Exercise brief ->
Each line that holds the word "Tailwind" is to be identified and copied.

Provided data ->
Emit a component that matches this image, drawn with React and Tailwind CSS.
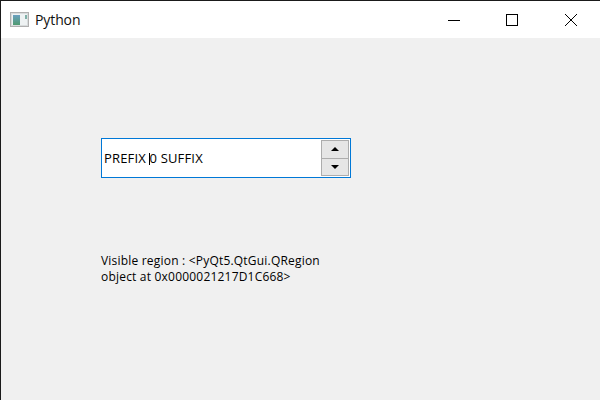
export default function App() {
  return (
    <div className="w-[600px] h-[400px] border-t border-l border-[#1a1a1a] bg-[#f0f0f0] flex flex-col overflow-hidden text-black" style={{ fontFamily: '"Open Sans", "Noto Sans", sans-serif' }}>
      <div className="h-[37px] bg-white flex items-center shrink-0">
        <svg className="ml-[9px]" width="20" height="16" viewBox="0 0 20 16">
          <defs>
            <linearGradient id="pane" x1="0" y1="0" x2="0" y2="1">
              <stop offset="0" stopColor="#6a9fc0" />
              <stop offset="1" stopColor="#4f9a70" />
            </linearGradient>
          </defs>
          <rect x="0.5" y="0.5" width="18" height="14" fill="#eef2f3" stroke="#b0b0b0" />
          <rect x="1.5" y="1.5" width="16" height="12" fill="none" stroke="#d8dcdd" />
          <rect x="3" y="3" width="7" height="10" fill="url(#pane)" />
          <rect x="15" y="3" width="2" height="4" fill="#7fb0a8" />
        </svg>
        <span className="ml-[5px] text-[14px] leading-[20px] tracking-[-0.1px] text-[#101010]">Python</span>
        <svg className="ml-auto" width="12" height="12" viewBox="0 0 12 12"><path d="M0 6.5H12" stroke="#000" /></svg>
        <svg className="ml-[46px]" width="12" height="12" viewBox="0 0 12 12" fill="none"><rect x="0.5" y="0.5" width="11" height="11" stroke="#000" /></svg>
        <svg className="ml-[47px] mr-[23px]" width="12" height="12" viewBox="0 0 12 12" fill="none"><path d="M0 0L12 12M12 0L0 12" stroke="#000" /></svg>
      </div>
      <div className="flex-1 flex flex-col pl-[100px] pt-[100px]">
        <div className="w-[250px] h-[40px] bg-white border border-[#0078d7] flex items-center justify-between pl-[2px] pr-px">
          <div className="relative text-[13px] tracking-[0.17px] leading-[18px] whitespace-nowrap">
            PREFIX 0 SUFFIX
            <span className="absolute left-[45px] top-[4px] w-px h-[12px] bg-black" />
          </div>
          <div className="w-[28px] h-[36px] flex flex-col">
            <div className="flex-1 bg-[#e6e6e6] border border-[#adadad] flex items-center justify-center">
              <svg width="8" height="4" viewBox="0 0 8 4"><path d="M4 0L8 4H0Z" fill="#000" /></svg>
            </div>
            <div className="flex-1 bg-[#e6e6e6] border border-[#adadad] border-t-0 flex items-center justify-center">
              <svg width="8" height="4" viewBox="0 0 8 4"><path d="M0 0H8L4 4Z" fill="#000" /></svg>
            </div>
          </div>
        </div>
        <div className="mt-[75px] w-[230px] text-[12px] tracking-[0.2px] leading-[16px]">
          Visible region : &lt;PyQt5.QtGui.QRegion object at 0x0000021217D1C668&gt;
        </div>
      </div>
    </div>
  );
}
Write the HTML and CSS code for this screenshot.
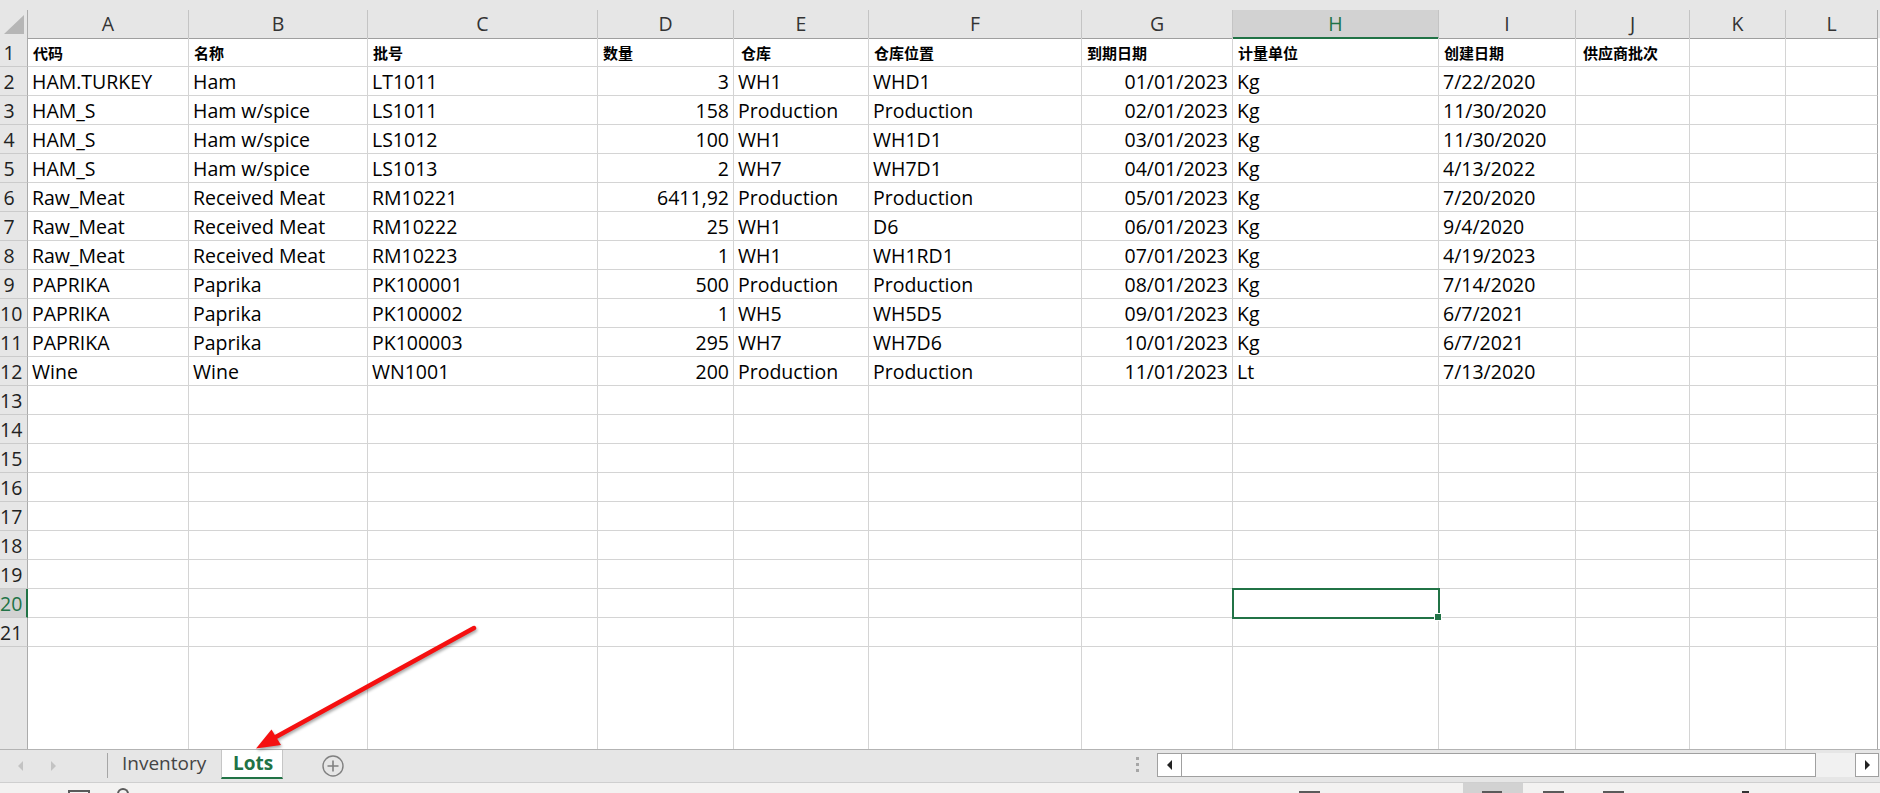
FILE: index.html
```html
<!DOCTYPE html>
<html lang="zh">
<head>
<meta charset="utf-8">
<title>Lots</title>
<link rel="stylesheet" href="styles.css">
</head>
<body>
<div class="app">
  <div class="top"></div>
  <div class="row head">
    <div class="corner"><svg width="27" height="27" viewBox="0 0 27 27"><polygon points="24,5 24,24 4,24" fill="#b6b6b6"/></svg></div>
    <div>A</div><div>B</div><div>C</div><div>D</div><div>E</div><div>F</div><div>G</div><div class="selc">H</div><div>I</div><div>J</div><div>K</div><div>L</div><div class="x"></div>
  </div>
  <div class="row"><div class="rh">1</div><div class="zh">代码</div><div class="zh">名称</div><div class="zh">批号</div><div class="zh">数量</div><div class="zh p7">仓库</div><div class="zh">仓库位置</div><div class="zh">到期日期</div><div class="zh">计量单位</div><div class="zh">创建日期</div><div class="zh p7">供应商批次</div><div></div><div></div><div class="x"></div></div>
  <div class="row"><div class="rh">2</div><div>HAM.TURKEY</div><div>Ham</div><div>LT1011</div><div class="n">3</div><div>WH1</div><div>WHD1</div><div class="n">01/01/2023</div><div>Kg</div><div>7/22/2020</div><div></div><div></div><div></div><div class="x"></div></div>
  <div class="row"><div class="rh">3</div><div>HAM_S</div><div>Ham w/spice</div><div>LS1011</div><div class="n">158</div><div>Production</div><div>Production</div><div class="n">02/01/2023</div><div>Kg</div><div>11/30/2020</div><div></div><div></div><div></div><div class="x"></div></div>
  <div class="row"><div class="rh">4</div><div>HAM_S</div><div>Ham w/spice</div><div>LS1012</div><div class="n">100</div><div>WH1</div><div>WH1D1</div><div class="n">03/01/2023</div><div>Kg</div><div>11/30/2020</div><div></div><div></div><div></div><div class="x"></div></div>
  <div class="row"><div class="rh">5</div><div>HAM_S</div><div>Ham w/spice</div><div>LS1013</div><div class="n">2</div><div>WH7</div><div>WH7D1</div><div class="n">04/01/2023</div><div>Kg</div><div>4/13/2022</div><div></div><div></div><div></div><div class="x"></div></div>
  <div class="row"><div class="rh">6</div><div>Raw_Meat</div><div>Received Meat</div><div>RM10221</div><div class="n">6411,92</div><div>Production</div><div>Production</div><div class="n">05/01/2023</div><div>Kg</div><div>7/20/2020</div><div></div><div></div><div></div><div class="x"></div></div>
  <div class="row"><div class="rh">7</div><div>Raw_Meat</div><div>Received Meat</div><div>RM10222</div><div class="n">25</div><div>WH1</div><div>D6</div><div class="n">06/01/2023</div><div>Kg</div><div>9/4/2020</div><div></div><div></div><div></div><div class="x"></div></div>
  <div class="row"><div class="rh">8</div><div>Raw_Meat</div><div>Received Meat</div><div>RM10223</div><div class="n">1</div><div>WH1</div><div>WH1RD1</div><div class="n">07/01/2023</div><div>Kg</div><div>4/19/2023</div><div></div><div></div><div></div><div class="x"></div></div>
  <div class="row"><div class="rh">9</div><div>PAPRIKA</div><div>Paprika</div><div>PK100001</div><div class="n">500</div><div>Production</div><div>Production</div><div class="n">08/01/2023</div><div>Kg</div><div>7/14/2020</div><div></div><div></div><div></div><div class="x"></div></div>
  <div class="row"><div class="rh">10</div><div>PAPRIKA</div><div>Paprika</div><div>PK100002</div><div class="n">1</div><div>WH5</div><div>WH5D5</div><div class="n">09/01/2023</div><div>Kg</div><div>6/7/2021</div><div></div><div></div><div></div><div class="x"></div></div>
  <div class="row"><div class="rh">11</div><div>PAPRIKA</div><div>Paprika</div><div>PK100003</div><div class="n">295</div><div>WH7</div><div>WH7D6</div><div class="n">10/01/2023</div><div>Kg</div><div>6/7/2021</div><div></div><div></div><div></div><div class="x"></div></div>
  <div class="row"><div class="rh">12</div><div>Wine</div><div>Wine</div><div>WN1001</div><div class="n">200</div><div>Production</div><div>Production</div><div class="n">11/01/2023</div><div>Lt</div><div>7/13/2020</div><div></div><div></div><div></div><div class="x"></div></div>
  <div class="row"><div class="rh">13</div><div></div><div></div><div></div><div></div><div></div><div></div><div></div><div></div><div></div><div></div><div></div><div></div><div class="x"></div></div>
  <div class="row"><div class="rh">14</div><div></div><div></div><div></div><div></div><div></div><div></div><div></div><div></div><div></div><div></div><div></div><div></div><div class="x"></div></div>
  <div class="row"><div class="rh">15</div><div></div><div></div><div></div><div></div><div></div><div></div><div></div><div></div><div></div><div></div><div></div><div></div><div class="x"></div></div>
  <div class="row"><div class="rh">16</div><div></div><div></div><div></div><div></div><div></div><div></div><div></div><div></div><div></div><div></div><div></div><div></div><div class="x"></div></div>
  <div class="row"><div class="rh">17</div><div></div><div></div><div></div><div></div><div></div><div></div><div></div><div></div><div></div><div></div><div></div><div></div><div class="x"></div></div>
  <div class="row"><div class="rh">18</div><div></div><div></div><div></div><div></div><div></div><div></div><div></div><div></div><div></div><div></div><div></div><div></div><div class="x"></div></div>
  <div class="row"><div class="rh">19</div><div></div><div></div><div></div><div></div><div></div><div></div><div></div><div></div><div></div><div></div><div></div><div></div><div class="x"></div></div>
  <div class="row"><div class="rh selr">20</div><div></div><div></div><div></div><div></div><div></div><div></div><div></div><div class="active"><span class="sel"><span class="fh"></span></span></div><div></div><div></div><div></div><div></div><div class="x"></div></div>
  <div class="row"><div class="rh">21</div><div></div><div></div><div></div><div></div><div></div><div></div><div></div><div></div><div></div><div></div><div></div><div></div><div class="x"></div></div>
  <div class="fill"><div class="rh"></div><div></div><div></div><div></div><div></div><div></div><div></div><div></div><div></div><div></div><div></div><div></div><div></div><div class="x"></div></div>

  <div class="tabbar">
    <div class="nav"><span class="al"></span><span class="ar"></span></div>
    <div class="sep"></div>
    <div class="tab">Inventory</div>
    <div class="tab on">Lots</div>
    <svg class="plus" width="22" height="22" viewBox="0 0 22 22"><circle cx="11" cy="11" r="10" fill="none" stroke="#808080" stroke-width="1.4"/><path d="M11 5.5v11M5.5 11h11" stroke="#808080" stroke-width="1.6"/></svg>
    <div class="dots"><i></i><i></i><i></i></div>
    <div class="hscroll">
      <div class="sbtn"><span class="tl"></span></div>
      <div class="thumb"></div>
      <div class="track"></div>
      <div class="sbtn r"><span class="tr"></span></div>
    </div>
  </div>
  <div class="status">
    <span class="si s1"></span>
    <span class="si s2"></span>
    <span class="si s3"></span>
    <span class="hl"><span class="si s4"></span></span>
    <span class="si s5"></span>
    <span class="si s6"></span>
    <span class="mk"></span>
  </div>

  <svg class="arrow" width="1880" height="793" viewBox="0 0 1880 793">
    <line x1="474" y1="628" x2="274" y2="738" stroke="#f51010" stroke-width="4.5" stroke-linecap="round"/>
    <polygon points="256,748.5 271.5,729.5 281,745" fill="#f51010"/>
  </svg>
</div>
</body>
</html>
```
FILE: styles.css
```css
* { box-sizing: border-box; margin: 0; padding: 0; }
html, body { width: 1880px; height: 793px; overflow: hidden; background: #fff; }
body { font-family: "Open Sans", "Noto Sans CJK SC", sans-serif; font-size: 19px; color: #000; }

.app { position: relative; display: flex; flex-direction: column; width: 1880px; height: 793px; }
.top { flex: none; height: 10px; background: #e6e6e6; }

.row, .fill {
  display: grid;
  grid-template-columns: 28px 161px 179px 230px 136px 135px 213px 151px 206px 137px 114px 96px 92px 1fr;
  flex: none;
}
.row { height: 29px; font-size: 19.5px; }
.row > div {
  border-right: 1px solid #d4d4d4;
  border-bottom: 1px solid #d4d4d4;
  padding: 2px 4px 0 4px;
  line-height: 26px;
  white-space: nowrap;
}
.row > div.n { text-align: right; }
.row > div:nth-child(13) { border-right-color: #a8a8a8; }
.row > .x { border: none; }
.row > .rh {
  background: #e6e6e6;
  border-right-color: #ababab;
  border-bottom-color: #cbcbcb;
  text-align: center;
  padding: 2px 9px 0 0;
  color: #222;
}
.row > .selr { background: #d2d2d2; color: #217346; border-right: 2px solid #217346; }

.head { height: 28px; background: #e6e6e6; }
.head > div {
  border-right-color: #c4c4c4;
  border-bottom-color: #9f9f9f;
  text-align: center;
  padding: 1px 0 0 0;
  line-height: 26px;
  color: #333;
}
.head > .corner { padding: 0; border-right-color: #ababab; }
.head > .corner svg { display: block; }
.head > .selc { background: #d2d2d2; color: #217346; border-bottom: 2px solid #217346; }
.head > .x { border: none; }

.row > .zh {
  font-family: "Noto Sans CJK SC", sans-serif;
  font-weight: 700;
  font-size: 15px;
  padding-left: 5px;
}
.row > .p7 { padding-left: 7px; }

.row > .active { position: relative; }
.sel {
  position: absolute;
  left: -1px; top: -1px; right: -2px; bottom: -2px;
  border: 2px solid #217346;
}
.fh {
  position: absolute;
  right: -4px; bottom: -4px;
  width: 8px; height: 8px;
  background: #217346;
  border: 1px solid #fff;
}

.fill { flex: 1 1 auto; grid-template-rows: 100%; }
.fill > div { border-right: 1px solid #d4d4d4; }
.fill > .rh { background: #e6e6e6; border-right-color: #ababab; }
.fill > div:nth-child(13) { border-right-color: #a8a8a8; }
.fill > .x { border: none; }

.tabbar {
  flex: none;
  height: 34px;
  display: flex;
  align-items: flex-start;
  background: #e6e6e6;
  border-top: 1px solid #b3b3b3;
  border-bottom: 1px solid #cfcfcf;
}
.nav { width: 107px; height: 32px; display: flex; align-items: center; padding-left: 18px; gap: 28px; }
.al, .ar { width: 0; height: 0; border-top: 5px solid transparent; border-bottom: 5px solid transparent; }
.al { border-right: 5px solid #c3c3c3; }
.ar { border-left: 5px solid #c3c3c3; }
.sep { width: 1px; height: 25px; margin-top: 3px; background: #a6a6a6; }
.tab { width: 113px; height: 29px; padding-left: 14px; line-height: 26px; color: #444; }
.tab.on {
  width: 62px;
  padding-left: 11px;
  background: #fff;
  border-left: 1px solid #c6c6c6;
  border-right: 1px solid #c6c6c6;
  border-bottom: 2px solid #217346;
  color: #217346;
  font-weight: 700;
}
.plus { margin-left: 39px; margin-top: 5px; display: block; }
.dots { margin-left: auto; margin-right: 18px; margin-top: 7px; width: 3px; display: flex; flex-direction: column; gap: 3px; }
.dots i { display: block; width: 3px; height: 3px; background: #a6a6a6; }
.hscroll { width: 722px; height: 24px; margin-top: 3px; margin-right: 1px; display: flex; }
.sbtn { width: 25px; height: 24px; border: 1px solid #a0a0a0; background: #fff; display: flex; align-items: center; justify-content: center; }
.sbtn.r { width: 24px; }
.tl, .tr { width: 0; height: 0; border-top: 5px solid transparent; border-bottom: 5px solid transparent; }
.tl { border-right: 5px solid #222; }
.tr { border-left: 5px solid #222; }
.thumb { width: 634px; height: 24px; background: #fff; border: 1px solid #a0a0a0; border-left: none; }
.track { flex: 1; height: 24px; background: #f1f1f1; }

.status { flex: none; height: 10px; background: #f3f2f1; display: flex; align-items: flex-start; overflow: hidden; }
.si { display: block; margin-top: 7px; height: 6px; border: 2px solid #5a5a5a; border-bottom: none; }
.s1 { margin-left: 68px; width: 22px; }
.s2 { margin-left: 27px; width: 12px; margin-top: 5px; border-radius: 6px 6px 0 0; }
.s3 { margin-left: 1170px; width: 21px; margin-top: 8px; }
.hl { display: flex; align-items: flex-start; margin-left: 143px; width: 60px; height: 10px; background: #d2d2d2; }
.s4 { margin-left: 19px; width: 20px; margin-top: 8px; }
.s5 { margin-left: 20px; width: 21px; margin-top: 8px; }
.s6 { margin-left: 39px; width: 21px; margin-top: 8px; }
.mk { display: block; margin-left: 118px; margin-top: 8px; width: 7px; height: 2px; background: #333; }

.arrow { position: absolute; left: 0; top: 0; pointer-events: none; filter: drop-shadow(1px 2px 1.5px rgba(0, 0, 0, 0.35)); }
```
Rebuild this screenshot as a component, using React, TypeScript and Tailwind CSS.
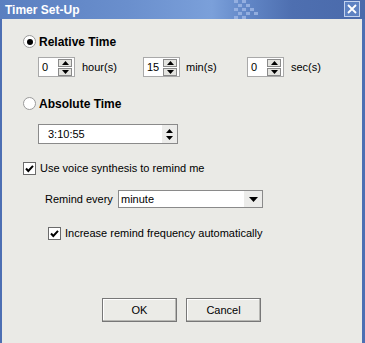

Solved problem ->
Emit a component that matches this image, drawn with React and Tailwind CSS.
Rebuild this screenshot as a component, using React, TypeScript and Tailwind CSS.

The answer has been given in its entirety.